### Set problem
All the data below goes into the copy word for word, but the pictures don't.
>> Start
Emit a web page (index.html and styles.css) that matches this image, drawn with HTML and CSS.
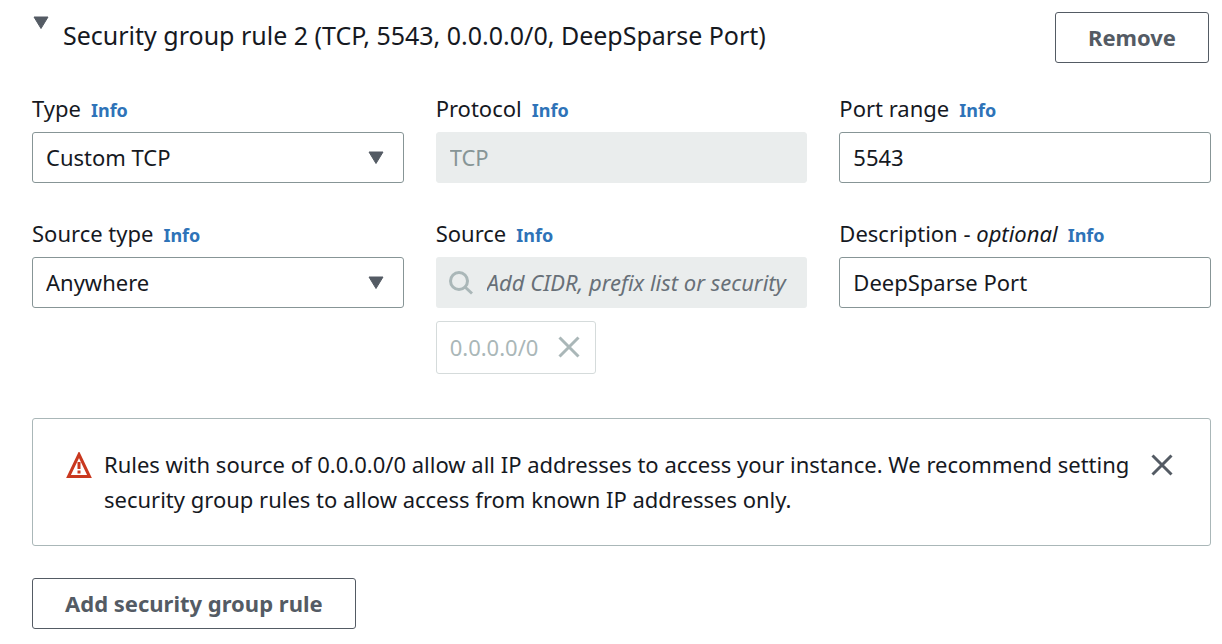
FILE: index.html
```html
<!DOCTYPE html>
<html lang="en">
<head>
<meta charset="utf-8">
<title>Security group rules</title>
<link rel="stylesheet" href="styles.css">
</head>
<body>
<main class="page">
  <header class="rule-header">
    <button class="toggle" type="button" aria-expanded="true">
      <svg class="toggle-icon" viewBox="0 0 16 14" aria-hidden="true"><path d="M1 1h14L8 12.500z"/></svg>
      <span class="rule-title">Security group rule 2 (TCP, 5543, 0.0.0.0/0, DeepSparse Port)</span>
    </button>
    <button class="button" type="button">Remove</button>
  </header>

  <form class="fields">
    <div class="field">
      <div class="label-row"><label for="type">Type</label><a class="info" href="#">Info</a></div>
      <div class="select-wrap">
        <select class="control" id="type"><option>Custom TCP</option></select>
        <svg class="caret" viewBox="0 0 16 14" aria-hidden="true"><path d="M1 1h14L8 12.500z"/></svg>
      </div>
    </div>
    <div class="field">
      <div class="label-row"><label for="protocol">Protocol</label><a class="info" href="#">Info</a></div>
      <input class="control" id="protocol" type="text" value="TCP" disabled>
    </div>
    <div class="field">
      <div class="label-row"><label for="port">Port range</label><a class="info" href="#">Info</a></div>
      <input class="control" id="port" type="text" value="5543">
    </div>
    <div class="field">
      <div class="label-row"><label for="source-type">Source type</label><a class="info" href="#">Info</a></div>
      <div class="select-wrap">
        <select class="control" id="source-type"><option>Anywhere</option></select>
        <svg class="caret" viewBox="0 0 16 14" aria-hidden="true"><path d="M1 1h14L8 12.500z"/></svg>
      </div>
    </div>
    <div class="field">
      <div class="label-row"><label for="source">Source</label><a class="info" href="#">Info</a></div>
      <div class="search">
        <svg class="search-icon" viewBox="0 0 24 24" aria-hidden="true"><circle cx="10" cy="10" r="8.500"/><path d="M16 16l7 6.500"/></svg>
        <input class="search-input" id="source" type="text" placeholder="Add CIDR, prefix list or security" disabled>
      </div>
      <div class="token"><span>0.0.0.0/0</span>
        <button class="icon-button" type="button" aria-label="Remove 0.0.0.0/0" disabled><svg class="cross" viewBox="0 0 22 22" aria-hidden="true"><path d="M1.500 1.500l19 19M20.500 1.500l-19 19"/></svg></button>
      </div>
    </div>
    <div class="field">
      <div class="label-row"><label for="description">Description - <em>optional</em></label><a class="info" href="#">Info</a></div>
      <input class="control" id="description" type="text" value="DeepSparse Port">
    </div>
  </form>

  <section class="alert" role="alert">
    <svg class="warning" viewBox="0 0 26 26" aria-hidden="true"><path d="M13 2.500L23.500 24.500H2.500z"/><path d="M13 10v7M13 18.500v3"/></svg>
    <p class="alert-text">Rules with source of 0.0.0.0/0 allow all IP addresses to access your instance. We recommend setting security group rules to allow access from known IP addresses only.</p>
    <button class="icon-button dismiss" type="button" aria-label="Dismiss"><svg class="cross" viewBox="0 0 22 22" aria-hidden="true"><path d="M1.500 1.500l19 19M20.500 1.500l-19 19"/></svg></button>
  </section>

  <button class="button" type="button">Add security group rule</button>
</main>
</body>
</html>
```
FILE: styles.css
```css
* { box-sizing: border-box; }
body {
  margin: 0;
  background: #fff;
  color: #16191f;
  font: 22px/32px "Noto Sans", "Open Sans", sans-serif;
}
button, input, select { font: inherit; color: inherit; }
.page { padding: 12px 11px 14px 32px; }
.rule-header {
  display: flex;
  align-items: flex-start;
  justify-content: space-between;
  padding-right: 2px;
}
.toggle {
  display: flex;
  align-items: flex-start;
  gap: 14px;
  padding: 4px 0 0 1px;
  border: 0;
  background: none;
  text-align: left;
}
.toggle-icon, .caret {
  width: 16px;
  height: 14px;
  fill: #545b64;
  stroke: #545b64;
  stroke-width: 1;
  stroke-linejoin: round;
}
.toggle-icon { flex: none; }
.rule-title { font-size: 25px; line-height: 38px; }
.button {
  height: 51px;
  padding: 0 32px 2px;
  border: 1px solid #545b64;
  border-radius: 3px;
  background: #fff;
  color: #545b64;
  font-weight: 700;
  white-space: nowrap;
}
.fields {
  display: grid;
  grid-template-columns: repeat(3, minmax(0, 1fr));
  gap: 34px 32px;
  margin-top: 29px;
}
.label-row {
  display: flex;
  align-items: baseline;
  gap: 10px;
  height: 40px;
  white-space: nowrap;
}
.info { color: #2e73b8; font-size: 18px; font-weight: 700; text-decoration: none; }
.control {
  display: block;
  width: 100%;
  height: 51px;
  padding: 0 13px 2px;
  border: 1px solid #879596;
  border-radius: 3px;
  background: #fff;
  appearance: none;
}
.control:disabled { border-color: #eaeded; background: #eaeded; color: #879596; }
.select-wrap { position: relative; }
.caret {
  position: absolute;
  top: 19px;
  right: 20px;
  pointer-events: none;
}
.search {
  display: flex;
  align-items: center;
  gap: 14px;
  height: 51px;
  padding: 0 13px;
  border-radius: 3px;
  background: #eaeded;
}
.search-icon { flex: none; width: 24px; height: 24px; fill: none; stroke: #aab7b8; stroke-width: 3; }
.search-input { flex: 1; min-width: 0; padding: 0 0 2px; border: 0; background: none; }
.search-input::placeholder { color: #687078; font-style: italic; }
.token {
  display: inline-flex;
  align-items: center;
  gap: 20px;
  height: 53px;
  margin-top: 13px;
  padding: 0 15px 2px 13px;
  border: 1px solid #d5dbdb;
  border-radius: 3px;
  color: #aab7b8;
}
.icon-button { display: flex; padding: 0; border: 0; background: none; color: inherit; }
.cross { width: 22px; height: 22px; fill: none; stroke: currentColor; stroke-width: 3; }
.alert {
  display: flex;
  align-items: flex-start;
  margin: 44px 0 32px;
  padding: 28px 37px 28px 33px;
  border: 1px solid #aab7b8;
  border-radius: 3px;
}
.warning { flex: none; width: 26px; height: 26px; margin: 5px 12px 0 0; fill: none; stroke: #c9381f; stroke-width: 3; }
.alert-text { flex: 1; margin: 0; line-height: 35px; }
.dismiss { margin: 7px 0 0 8px; color: #545b64; }
```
>> End
### Correct output
Emit a web page (index.html and styles.css) that matches this image, drawn with HTML and CSS.
FILE: index.html
```html
<!DOCTYPE html>
<html lang="en">
<head>
<meta charset="utf-8">
<title>Security group rules</title>
<link rel="stylesheet" href="styles.css">
</head>
<body>
<main class="page">
  <header class="rule-header">
    <button class="toggle" type="button" aria-expanded="true">
      <svg class="toggle-icon" viewBox="0 0 16 14" aria-hidden="true"><path d="M1 1h14L8 12.500z"/></svg>
      <span class="rule-title">Security group rule 2 (TCP, 5543, 0.0.0.0/0, DeepSparse Port)</span>
    </button>
    <button class="button" type="button">Remove</button>
  </header>

  <form class="fields">
    <div class="field">
      <div class="label-row"><label for="type">Type</label><a class="info" href="#">Info</a></div>
      <div class="select-wrap">
        <select class="control" id="type"><option>Custom TCP</option></select>
        <svg class="caret" viewBox="0 0 16 14" aria-hidden="true"><path d="M1 1h14L8 12.500z"/></svg>
      </div>
    </div>
    <div class="field">
      <div class="label-row"><label for="protocol">Protocol</label><a class="info" href="#">Info</a></div>
      <input class="control" id="protocol" type="text" value="TCP" disabled>
    </div>
    <div class="field">
      <div class="label-row"><label for="port">Port range</label><a class="info" href="#">Info</a></div>
      <input class="control" id="port" type="text" value="5543">
    </div>
    <div class="field">
      <div class="label-row"><label for="source-type">Source type</label><a class="info" href="#">Info</a></div>
      <div class="select-wrap">
        <select class="control" id="source-type"><option>Anywhere</option></select>
        <svg class="caret" viewBox="0 0 16 14" aria-hidden="true"><path d="M1 1h14L8 12.500z"/></svg>
      </div>
    </div>
    <div class="field">
      <div class="label-row"><label for="source">Source</label><a class="info" href="#">Info</a></div>
      <div class="search">
        <svg class="search-icon" viewBox="0 0 24 24" aria-hidden="true"><circle cx="10" cy="10" r="8.500"/><path d="M16 16l7 6.500"/></svg>
        <input class="search-input" id="source" type="text" placeholder="Add CIDR, prefix list or security" disabled>
      </div>
      <div class="token"><span>0.0.0.0/0</span>
        <button class="icon-button" type="button" aria-label="Remove 0.0.0.0/0" disabled><svg class="cross" viewBox="0 0 22 22" aria-hidden="true"><path d="M1.500 1.500l19 19M20.500 1.500l-19 19"/></svg></button>
      </div>
    </div>
    <div class="field">
      <div class="label-row"><label for="description">Description - <em>optional</em></label><a class="info" href="#">Info</a></div>
      <input class="control" id="description" type="text" value="DeepSparse Port">
    </div>
  </form>

  <section class="alert" role="alert">
    <svg class="warning" viewBox="0 0 26 26" aria-hidden="true"><path d="M13 2.500L23.500 24.500H2.500z"/><path d="M13 10v7M13 18.500v3"/></svg>
    <p class="alert-text">Rules with source of 0.0.0.0/0 allow all IP addresses to access your instance. We recommend setting security group rules to allow access from known IP addresses only.</p>
    <button class="icon-button dismiss" type="button" aria-label="Dismiss"><svg class="cross" viewBox="0 0 22 22" aria-hidden="true"><path d="M1.500 1.500l19 19M20.500 1.500l-19 19"/></svg></button>
  </section>

  <button class="button" type="button">Add security group rule</button>
</main>
</body>
</html>
```
FILE: styles.css
```css
* { box-sizing: border-box; }
body {
  margin: 0;
  background: #fff;
  color: #16191f;
  font: 22px/32px "Noto Sans", "Open Sans", sans-serif;
}
button, input, select { font: inherit; color: inherit; }
.page { padding: 12px 11px 14px 32px; }
.rule-header {
  display: flex;
  align-items: flex-start;
  justify-content: space-between;
  padding-right: 2px;
}
.toggle {
  display: flex;
  align-items: flex-start;
  gap: 14px;
  padding: 4px 0 0 1px;
  border: 0;
  background: none;
  text-align: left;
}
.toggle-icon, .caret {
  width: 16px;
  height: 14px;
  fill: #545b64;
  stroke: #545b64;
  stroke-width: 1;
  stroke-linejoin: round;
}
.toggle-icon { flex: none; }
.rule-title { font-size: 25px; line-height: 38px; }
.button {
  height: 51px;
  padding: 0 32px 2px;
  border: 1px solid #545b64;
  border-radius: 3px;
  background: #fff;
  color: #545b64;
  font-weight: 700;
  white-space: nowrap;
}
.fields {
  display: grid;
  grid-template-columns: repeat(3, minmax(0, 1fr));
  gap: 34px 32px;
  margin-top: 29px;
}
.label-row {
  display: flex;
  align-items: baseline;
  gap: 10px;
  height: 40px;
  white-space: nowrap;
}
.info { color: #2e73b8; font-size: 18px; font-weight: 700; text-decoration: none; }
.control {
  display: block;
  width: 100%;
  height: 51px;
  padding: 0 13px 2px;
  border: 1px solid #879596;
  border-radius: 3px;
  background: #fff;
  appearance: none;
}
.control:disabled { border-color: #eaeded; background: #eaeded; color: #879596; }
.select-wrap { position: relative; }
.caret {
  position: absolute;
  top: 19px;
  right: 20px;
  pointer-events: none;
}
.search {
  display: flex;
  align-items: center;
  gap: 14px;
  height: 51px;
  padding: 0 13px;
  border-radius: 3px;
  background: #eaeded;
}
.search-icon { flex: none; width: 24px; height: 24px; fill: none; stroke: #aab7b8; stroke-width: 3; }
.search-input { flex: 1; min-width: 0; padding: 0 0 2px; border: 0; background: none; }
.search-input::placeholder { color: #687078; font-style: italic; }
.token {
  display: inline-flex;
  align-items: center;
  gap: 20px;
  height: 53px;
  margin-top: 13px;
  padding: 0 15px 2px 13px;
  border: 1px solid #d5dbdb;
  border-radius: 3px;
  color: #aab7b8;
}
.icon-button { display: flex; padding: 0; border: 0; background: none; color: inherit; }
.cross { width: 22px; height: 22px; fill: none; stroke: currentColor; stroke-width: 3; }
.alert {
  display: flex;
  align-items: flex-start;
  margin: 44px 0 32px;
  padding: 28px 37px 28px 33px;
  border: 1px solid #aab7b8;
  border-radius: 3px;
}
.warning { flex: none; width: 26px; height: 26px; margin: 5px 12px 0 0; fill: none; stroke: #c9381f; stroke-width: 3; }
.alert-text { flex: 1; margin: 0; line-height: 35px; }
.dismiss { margin: 7px 0 0 8px; color: #545b64; }
```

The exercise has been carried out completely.